Таким образом, раза три-четыре в году, а то и чаще, я бросала на неделю-десять дней свой верстак и с утра до поздней ночи составляла компанию директору Ла Скалы Гирингелли, художнику Гуттузо, скульптору Мандзу, композитору Ноно, архитектору Греготти, искусствоведу Бранди, режиссёру Скуарцине, дирижёру Аббадо, певице Тибальди, импресарио Эми Мореско и другим, всех не перечесть.

Почему я согласилась? Не корысти ради, конечно. Цена за этот непростой труд была 3 (три!) рубля в день, чисто символическая. (Паоло Грасси настаивал, чтобы я за гастроли Ла Скалы получила сколько полагалось, но это было бы по-чёрному, и я сказала нет).

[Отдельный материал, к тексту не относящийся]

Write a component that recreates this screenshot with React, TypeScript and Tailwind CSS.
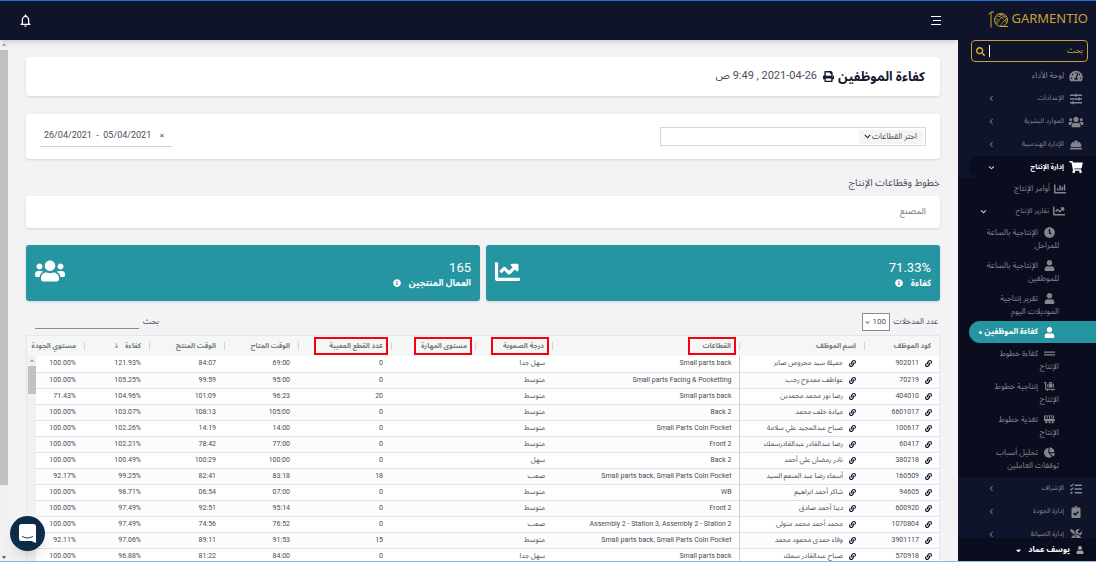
import React from 'react';
import {
  FaChartBar,
  FaChartLine,
  FaChartPie,
  FaChevronDown,
  FaClipboardCheck,
  FaClock,
  FaGripLines,
  FaHardHat,
  FaInfoCircle,
  FaLink,
  FaLuggageCart,
  FaPrint,
  FaSearch,
  FaShoppingCart,
  FaSlidersH,
  FaTachometerAlt,
  FaTasks,
  FaTools,
  FaUser,
  FaUsers,
} from 'react-icons/fa';
import { FaAngleDown, FaAngleLeft, FaCaretDown, FaCaretUp } from 'react-icons/fa6';
import { MdNotificationsNone } from 'react-icons/md';

interface IconProps {
  size?: number;
  className?: string;
}

interface NavItem {
  label: string;
  icon: React.ComponentType<IconProps>;
  active?: boolean;
}

interface Column {
  label: string;
  width: string;
  box?: string;
  sorted?: boolean;
}

// Slatted feeder cart
const FeederIcon = ({ size = 12, className }: IconProps) => (
  <svg viewBox="0 0 24 18" width={size} height={size} className={className} fill="currentColor">
    <path fillRule="evenodd" d="M0 0h22v9h2v3H0zM3 2v6h3V2zM8 2v6h3V2zM13 2v6h3V2zM18 2v6h2V2z" />
    <circle cx="5" cy="15" r="2.5" />
    <circle cx="12" cy="15" r="2.5" />
    <circle cx="19" cy="15" r="2.5" />
  </svg>
);

const TOP_ITEMS: NavItem[] = [
  { label: 'الإعدادات', icon: FaSlidersH },
  { label: 'الموارد البشرية', icon: FaUsers },
  { label: 'الإدارة الهندسية', icon: FaHardHat },
];

const REPORT_ITEMS: NavItem[] = [
  { label: 'الإنتاجية بالساعة للمراحل', icon: FaClock },
  { label: 'الإنتاجية بالساعة للموظفين', icon: FaUser },
  { label: 'تقرير إنتاجية الموديلات اليوم', icon: FaUser },
  { label: 'كفاءة الموظفين', icon: FaUser, active: true },
  { label: 'كفاءة خطوط الإنتاج', icon: FaGripLines },
  { label: 'إنتاجية خطوط الإنتاج', icon: FaLuggageCart },
  { label: 'تغذية خطوط الإنتاج', icon: FeederIcon },
  { label: 'تحليل أسباب توقفات العاملين', icon: FaChartPie },
];

const BOTTOM_ITEMS: NavItem[] = [
  { label: 'الإشراف', icon: FaTasks },
  { label: 'إدارة الجودة', icon: FaClipboardCheck },
  { label: 'إدارة الصيانة', icon: FaTools },
];

const COLUMNS: Column[] = [
  { label: 'كود الموظف', width: 'w-[75px]' },
  { label: 'اسم الموظف', width: 'w-[125px]' },
  { label: 'القطاعات', width: '', box: 'w-[48px]' },
  { label: 'درجة الصعوبة', width: 'w-[77px]', box: 'w-[58px]' },
  { label: 'مستوى المهارة', width: 'w-[84px]', box: 'w-[58px]' },
  { label: 'عدد القطع المعيبة', width: 'w-[93px]', box: 'w-[74px]' },
  { label: 'الوقت المتاح', width: 'w-[74px]' },
  { label: 'الوقت المنتج', width: 'w-[75px]' },
  { label: 'كفاءة', width: 'w-[65px]', sorted: true },
  { label: 'مستوي الجودة', width: 'w-[57px]' },
];

// code, name, sections, difficulty, defects, available, produced, efficiency, quality
const ROWS = [
  ['902011', 'جميلة سيد محروص صابر', 'Small parts back', 'سهل جدا', '0', '69:00', '84:07', '121.93%', '100.00%'],
  ['70219', 'عواطف ممدوح رجب', 'Small parts Facing & Pocketting', 'متوسط', '0', '95:00', '99:59', '105.25%', '100.00%'],
  ['404010', 'رضا نور محمد محمدين', 'Small parts back', 'متوسط', '20', '96:23', '101:09', '104.96%', '71.43%'],
  ['6601017', 'ميادة خلف محمد', 'Back 2', 'متوسط', '0', '105:00', '108:13', '103.07%', '100.00%'],
  ['100617', 'صباح عبدالمجيد علي سلامة', 'Small Parts Coin Pocket', 'متوسط', '0', '14:00', '14:19', '102.26%', '100.00%'],
  ['60417', 'رضا عبدالقادر عبدالقادرسمك', 'Front 2', 'متوسط', '0', '77:00', '78:42', '102.21%', '100.00%'],
  ['380218', 'نادر رمضان علي أحمد', 'Back 2', 'سهل', '0', '100:00', '100:29', '100.49%', '100.00%'],
  ['160509', 'أسماء رضا عبد المنعم السيد', 'Small parts back, Small Parts Coin Pocket', 'صعب', '18', '83:18', '82:41', '99.25%', '92.17%'],
  ['94605', 'شاكر أحمد ابراهيم', 'WB', 'متوسط', '0', '07:00', '06:54', '98.71%', '100.00%'],
  ['600920', 'دينا أحمد صادق', 'Front 2', 'متوسط', '0', '95:14', '92:51', '97.49%', '100.00%'],
  ['1070804', 'محمد أحمد محمد متولى', 'Assembly 2 - Station 3, Assembly 2 - Station 2', 'صعب', '0', '76:52', '74:56', '97.49%', '100.00%'],
  ['3901117', 'وفاء حمدى محمود محمد', 'Small parts back, Small Parts Coin Pocket', 'متوسط', '15', '91:53', '89:11', '97.06%', '92.11%'],
  ['570918', 'صباح عبدالقادر سمك', 'Small parts back', 'سهل جدا', '0', '84:00', '81:22', '96.88%', '100.00%'],
];

const Logo = () => (
  <a href="#" dir="ltr" className="flex h-9 shrink-0 items-center justify-end gap-0.5 pr-2 text-[#c8a232]">
    <svg viewBox="0 0 42 34" className="h-[17px] w-[21px]" fill="none" stroke="currentColor" strokeWidth="2">
      <path d="M6 33V3M1 7l5-5h6" />
      <circle cx="26" cy="18" r="13" />
      <path d="M16 10c8 0 16 4 21 14M21 6c7 1 13 5 17 11M36 10c-9 1-17 8-19 18M39 17c-7 1-12 6-14 14M14 15c4 1 7 3 9 6M13 21c3 0 5 2 6 4M30 6c-3 1-5 2-7 4" strokeWidth="1.5" />
      <path d="M26 31h14" />
    </svg>
    <span className="font-['Noto_Sans'] text-[13px]">GARMENTIO</span>
  </a>
);

const GroupLink = ({ item }: { item: NavItem }) => (
  <a href="#" className="flex h-[23px] items-center gap-1 pr-3 pl-[30px] text-[7px]">
    <item.icon className="w-4 shrink-0" size={12} />
    <span className="flex-1 truncate">{item.label}</span>
    <FaAngleLeft size={7} />
  </a>
);

const Sidebar = () => (
  <aside className="flex w-[138px] shrink-0 flex-col overflow-hidden bg-[#0f142b] text-[8px] text-[#85868c]">
    <Logo />
    <label className="mt-[3px] mr-2 ml-[13px] flex h-[22px] shrink-0 items-center rounded-sm border border-[#c8a232] px-1">
      <input
        type="text"
        aria-label="بحث"
        placeholder="بحث"
        className="min-w-0 flex-1 bg-transparent text-[8px] outline-none placeholder:text-[#c8a232]"
      />
      <span className="ml-1 h-3 w-px bg-white" />
      <FaSearch size={9} className="text-[#e0b02c]" />
    </label>

    <nav className="min-h-0 flex-1 overflow-hidden pt-[3px]">
      <a href="#" className="flex h-[22px] items-center gap-1 pr-3">
        <FaTachometerAlt className="w-4" size={12} />
        لوحة الأداء
      </a>
      {TOP_ITEMS.map((item) => (
        <GroupLink key={item.label} item={item} />
      ))}

      <div className="bg-[#0a0d1e]">
        <div className="bg-[#0f142b]">
          <a href="#" className="ml-[11px] flex h-[22px] items-center gap-1 rounded-l-full bg-[#0a0d1e] pr-3 pl-[19px] text-[7px] font-bold text-white">
            <FaShoppingCart className="w-4 shrink-0" size={12} />
            <span className="flex-1">إدارة الإنتاج</span>
            <FaAngleDown size={7} />
          </a>
        </div>
        <a href="#" className="flex h-[22px] items-center gap-1 pr-[30px]">
          <FaChartBar size={12} />
          أوامر الإنتاج
        </a>
        <a href="#" className="flex h-[22px] items-center gap-1 pr-[31px] pl-[22px] text-[7px]">
          <FaChartLine size={12} />
          <span className="flex-1">تقارير الإنتاج</span>
          <FaAngleDown size={7} className="text-white" />
        </a>
        <div className="pb-0.5">
          {REPORT_ITEMS.map((item) =>
            item.active ? (
              <a
                key={item.label}
                href="#"
                className="ml-[11px] flex h-[22px] items-center gap-1.5 rounded-l-full bg-[#2595a2] pr-[41px] font-bold whitespace-nowrap text-white"
              >
                <FaUser size={11} />
                {item.label}
                <span className="-mr-1 size-[3px] shrink-0 rounded-full bg-white" />
              </a>
            ) : (
              <a key={item.label} href="#" className="block pt-1 pr-[37px] pb-[3px] pl-[26px] leading-[13px]">
                <item.icon className="mr-1 ml-1.5 inline-block align-middle" size={11} />
                {item.label}
              </a>
            )
          )}
        </div>
      </div>

      {BOTTOM_ITEMS.map((item) => (
        <GroupLink key={item.label} item={item} />
      ))}
    </nav>

    <button className="flex h-6 shrink-0 items-center gap-1.5 bg-[#0a0d1e] pr-3 font-bold text-white">
      <FaUser size={8} className="text-[#a0a1a6]" />
      يوسف عماد
      <FaCaretDown size={7} />
    </button>
  </aside>
);

const StatCard = ({ value, label, children }: { value: string; label: string; children: React.ReactNode }) => (
  <div className="flex h-14 flex-1 items-center justify-between rounded-[3px] bg-[#2595a2] px-[9px] text-white shadow">
    <div className="pt-1">
      <div dir="ltr" className="text-right text-[13px] leading-4">{value}</div>
      <div className="flex items-center gap-2 text-[9px] leading-[15px] font-bold">
        {label}
        <FaInfoCircle size={8} />
      </div>
    </div>
    {children}
  </div>
);

const EmployeeTable = () => (
  <div className="relative border-x border-t border-[#e4e6e8] bg-white">
    <table className="w-full table-fixed border-collapse text-[7px] leading-none text-[#4a4a4f]">
      <thead>
        <tr className="h-5 bg-[#f5f7f7] text-[#77797e]">
          {COLUMNS.map((col, i) => (
            <th
              key={col.label}
              scope="col"
              className={`${col.width} ${col.box ? 'pr-[3px]' : 'pr-2'} relative p-0 text-right font-bold whitespace-nowrap`}
            >
              {col.box ? (
                <span className={`${col.box} flex h-[18px] items-center border-2 border-[#f5000c] pr-[3px]`}>{col.label}</span>
              ) : (
                <span className="flex items-center gap-1.5">
                  {col.label}
                  {col.sorted && <span className="font-normal">↓</span>}
                </span>
              )}
              {i < COLUMNS.length - 1 && <span className="absolute top-1.5 left-0 h-2 w-px bg-[#d5d8da]" />}
            </th>
          ))}
        </tr>
      </thead>
      <tbody>
        {ROWS.map(([code, name, sections, level, defects, available, produced, efficiency, quality]) => (
          <tr key={code} className="h-4 border-b border-[#dfe2e5] even:bg-[#fbfcfe]">
            <td className="pr-[7px]">
              <a href="#" className="flex items-center gap-1.5">
                <FaLink size={7} className="text-[#11152c]" />
                {code}
              </a>
            </td>
            <td className="border-l border-[#c9ccd0] pr-2">
              <a href="#" className="flex items-center gap-1.5 whitespace-nowrap">
                <FaLink size={7} className="text-[#11152c]" />
                {name}
              </a>
            </td>
            <td dir="ltr" className="pr-[7px] text-right whitespace-nowrap">{sections}</td>
            <td className="pr-[7px]">{level}</td>
            <td />
            <td className="pr-2">{defects}</td>
            <td dir="ltr" className="pr-2 text-right">{available}</td>
            <td dir="ltr" className="pr-2 text-right">{produced}</td>
            <td dir="ltr" className="pr-2 text-right">{efficiency}</td>
            <td dir="ltr" className="pr-2 text-right">{quality}</td>
          </tr>
        ))}
      </tbody>
    </table>
    <div className="absolute top-5 bottom-0 left-0 flex w-[9px] flex-col items-center bg-[#f1f1f1]">
      <FaCaretUp size={6} className="my-0.5 text-[#a3a3a3]" />
      <div className="h-7 w-2 bg-[#c1c1c1]" />
    </div>
  </div>
);

export default function App() {
  return (
    <div
      dir="rtl"
      lang="ar"
      className="relative flex h-screen overflow-hidden border-t border-[#1e6fd0] bg-[#f3f3f6] font-['Roboto','Noto_Sans_Arabic','DejaVu_Sans',sans-serif] text-[#4c4d5c]"
    >
      <Sidebar />

      <div className="flex min-w-0 flex-1 flex-col">
        <header className="z-10 flex h-[39px] shrink-0 items-center justify-between bg-[#0f142b] pr-[17px] pl-[18px] text-white shadow-md">
          <button aria-label="القائمة" className="flex w-2.5 flex-col items-start gap-[3px]">
            <span className="h-px w-2.5 bg-white" />
            <span className="h-px w-2 bg-white" />
            <span className="h-px w-2.5 bg-white" />
          </button>
          <button aria-label="الإشعارات">
            <MdNotificationsNone size={15} />
          </button>
        </header>

        <div className="flex min-h-0 flex-1">
          <main className="min-w-0 flex-1 overflow-hidden px-[18px] pt-[17px]">
            <section className="flex h-[39px] items-center gap-1 rounded-[3px] bg-white px-[15px] shadow">
              <h1 className="text-[13px] font-bold text-[#151931]">كفاءة الموظفين</h1>
              <FaPrint size={11} className="text-[#151931]" />
              <p className="pr-0.5 text-[11px]">
                <bdi dir="ltr">2021-04-26</bdi> , <bdi dir="ltr">9:49</bdi> ص
              </p>
            </section>

            <section className="mt-[18px] flex h-[45px] items-center justify-between rounded-[3px] bg-white px-[14px] shadow">
              <div className="flex h-[19px] w-[30%] items-center border border-[#d8d9dc] px-0.5">
                <div className="relative flex h-[14px] items-center rounded-sm bg-[#f4f4f4]">
                  <select aria-label="القطاعات" className="h-[14px] w-16 appearance-none bg-transparent pr-1.5 text-[8px]">
                    <option>اختر القطاعات</option>
                  </select>
                  <FaChevronDown size={7} className="pointer-events-none absolute inset-y-0 left-[5px] my-auto text-[#222]" />
                </div>
              </div>
              <div className="flex h-5 w-[132px] items-center gap-2 border-b border-[#cfcfd2] pr-2">
                <button aria-label="مسح" className="text-[8px]">×</button>
                <input
                  type="text"
                  dir="ltr"
                  aria-label="الفترة"
                  defaultValue="26/04/2021  -  05/04/2021"
                  className="min-w-0 flex-1 pl-1 text-left text-[9px] whitespace-pre outline-none"
                />
              </div>
            </section>

            <h2 className="mt-4 h-[21px] text-[10px] leading-4">خطوط وقطاعات الإنتاج</h2>
            <section className="flex h-8 items-center rounded-[3px] bg-white px-[14px] text-[9px] text-[#77777c] shadow">
              المصنع
            </section>

            <section className="mt-[17px] flex gap-1.5">
              <StatCard value="71.33%" label="كفاءة">
                <FaChartLine size={25} className="mb-1" />
              </StatCard>
              <StatCard value="165" label="العمال المنتجين">
                <FaUsers size={30} className="mb-1" />
              </StatCard>
            </section>

            <div className="flex h-[34px] items-center justify-between pt-2 pr-0.5 pl-[9px] text-[8px]">
              <label className="flex items-center gap-1">
                عدد المدخلات
                <span className="relative flex">
                  <select dir="ltr" className="h-[18px] w-7 appearance-none border border-[#8b8b90] bg-white pl-2.5 text-[8px]">
                    <option>100</option>
                  </select>
                  <FaChevronDown size={5} className="pointer-events-none absolute inset-y-0 left-[3px] my-auto" />
                </span>
              </label>
              <label className="flex items-center gap-1">
                بحث
                <input type="text" className="h-[13px] w-[104px] border-b border-[#8b8b90] bg-transparent outline-none" />
              </label>
            </div>

            <EmployeeTable />
          </main>

          <div className="flex w-2 shrink-0 flex-col items-center bg-[#f1f1f1]">
            <FaCaretUp size={6} className="my-0.5 shrink-0 text-[#a3a3a3]" />
            <div className="h-5/6 w-full bg-[#c1c1c1]" />
            <FaCaretDown size={6} className="mt-auto mb-0.5 shrink-0 text-[#555]" />
          </div>
        </div>
      </div>

      <button
        aria-label="محادثة"
        className="absolute bottom-[11px] left-2.5 z-20 flex size-[35px] items-center justify-center rounded-full bg-[#0d2c4a] shadow-lg"
      >
        <svg viewBox="0 0 34 38" className="h-[19px] w-[17px]">
          <path fill="#fff" d="M5 0h24a5 5 0 0 1 5 5v33l-9-4H5a5 5 0 0 1-5-5V5a5 5 0 0 1 5-5z" />
          <path d="M7 25c6 4 14 4 20 0" fill="none" stroke="#0d2c4a" strokeWidth="2" strokeLinecap="round" />
        </svg>
      </button>

      <div className="absolute inset-x-0 bottom-0 z-30 h-px bg-[#8fb8ea]" />
    </div>
  );
}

Жизнь литературного переводчика – заведомо жизнь отшельника. До тех пор пока я совмещала перевод с преподаванием, она была вполне гармоничной, но когда засела дома… Помимо всего прочего, поскольку в Италию меня не пускали, мне нужна была моя little Italy – для языка, для минимального знания страны, иначе как переводить? Долгое время главным кладезем премудрости была для меня "Unità", единственная в продаже итальянская газета. В глубине души я к тому же считала, что могу быть источником правды о советской жизни: кто бы ни был итальянский гость, я всегда говорила то, что думала и знала, без оглядки на натыканные всюду микрофоны. Ещё Некрасов утверждал: "Кто живёт без печали и гнева, Тот не любит отчизны своей…". Говорила, разъясняла, долго не догадываясь, что тем самым становлюсь "utile idiota", полезной властям идиоткой, ибо создаю у итальянцев иллюзию, будто у нас существует свобода слова. А время было какое? Хрущёвская оттепель кончилась, началось гробовое, застойное брежневское двадцатилетие, с отрыжками сталинизма. Хрущёв сидел на даче. Раскинув на покое мозгами, сообразил, что наломал дров на выставке в Манеже (кричал перед картиной Фалька: "вы все пидерасы"), и стал вызывать к себе несправедливо обиженных, вроде Эрнста Неизвестного, – каяться и просить у них прощения. Свободного времени было вволю, и он диктовал зятю свои безграмотные, но искренние мемуары, – вон они стоят у меня на полке, два карманных тамиздатовских томика.